Get all three together every night? Now you're talking.
- As mentioned, Markstrom would get his first start of this short NHL season. He looks more than fine to me, and ready to receive regular starts in the NHL. It's a well-known fact that goalies tend to reach NHL maturity in their mid to late 20's, and Markstrom's only 23. Too early? At this point, I'm not sure that more AHL time for Markstrom is going to benefit him as much as NHL time will. Neither Jose Theodore nor Scott Clemmensen has looked worthy of a starting gig this year, and Markstrom looks better in one game than either of the regulars have in nearly every game played this season. I say bring him up, ease him in, and let him take the reins next season.
- Mike Santorelli is back, and although he's not showing up on the scoreboard, he's got his legs moving and is playing pretty good two-way hockey. Will he stay up with the big club permanently? With the way this team plays Jekyll and Hyde hockey, the guys who compete the hardest every game will likely be the ones in the lineup. If Santorelli keeps putting in the work, he will see ice time.
- Alex Kovalev would get a chance to suit up against the Pens and had some jump. He's still not playing the best defensive hockey but there's no question he plays better when he's had some rest. It's pretty nice for Kevin Dineen to have the option of throwing a guy like George Parros on the ice for a team full of goombas like Philly, and a skill guy like Kovalev against a talented team like Pittsburgh. That said, Parros has more goals than Kovalev as of late.
- Chris noted this against Philly and I'll repeat it: Erik Gudbranson looks like the most consistent Florida defenseman outside of maybe Dmitry Kulikov. Gudbranson is hitting everything in sight, and hitting hard, something you're not seeing from the rest of the defensive group on each one of their shifts. Not only is he playing the physical role well, he's not making mistakes very often (if at all) and that's given the blue line some serious stability. The Cats really need some defensemen who make the opposition's forwards think twice about going behind the Panther net or driving the net with the puck.

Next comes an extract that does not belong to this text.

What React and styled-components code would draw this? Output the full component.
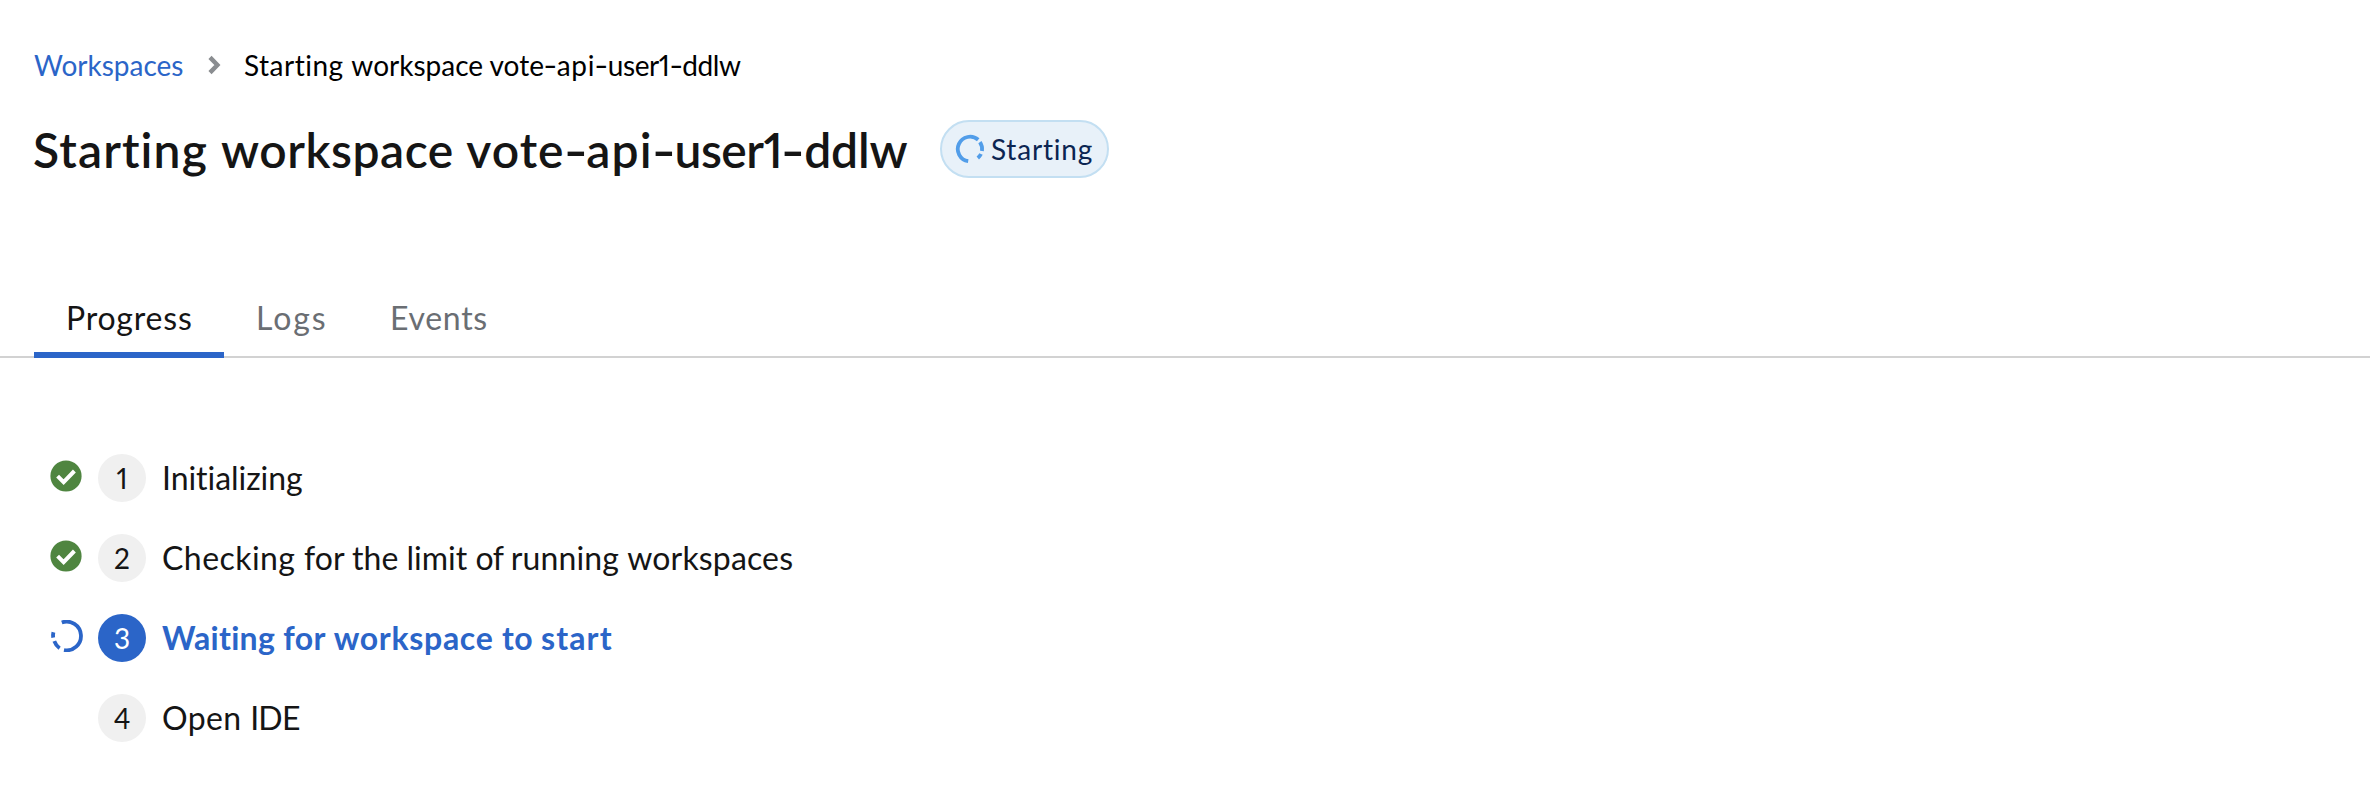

- The Panthers did a pretty good job of keeping the Pens to the outside and forcing long shots on Markstrom. Most of those shots came through quite a bit of traffic and the Panthers also did a good job clearing the loose pucks Markstrom couldn't absorb. They also did a good job blocking a fair amount of shots, which is good because if they didn't the Panthers might've had 60 shots against. Florida did allow some great opportunities for the Pens at times, but it's the Pens. You try to keep Sidney Crosby, Evgeni Malkin, James Neal, Kris Letang, etc. from getting any scoring opportunities in a game and let me know how that goes.
- Mike Weaver has a career as a point guard in the NBA in case this defenseman career ever gets going. He's got all the traits: he's short, he's smooth, and the man can dish out the helpers. He also can elbow Chris Kunitz in the face pretty well.
- Tomas Fleischmann may be second on the team in scoring, but I think just about everyone wants to see more out of him. He's one of those guys who can be an offensive difference-maker and use his speed and puck-handling skills to create plays. He hasn't been doing enough of that and he really hasn't had much help from his linemates in that department either. This is where the Panthers miss Kris Versteeg the most: offensive creativity. Yes, he can be a horrible turnover machine some nights, but he creates space for the other guys on the ice and no one is really doing that right now, leaving the scorers like Flash struggling to get anything going.
- Malkin would leave in the third period due to injury after hitting the end boards very hard after taking a shot. Gudbranson would push Malkin but not in a dangerous (nor suspendable) position, causing him to lose his edge and hit the wall hard with his back and head. Hopefully he'll be alright, and I only say that due to him being my fantasy team stud.
- Man it's weird seeing Tomas Vokoun in a Penguins sweater.
- Stephen Weiss just looks hurt to me. He has none of that elusiveness in the corners and isn't creating space for himself with his shifty cutbacks and changes in direction. There's no question that until he heals up completely he's just not going to be very useful for Florida.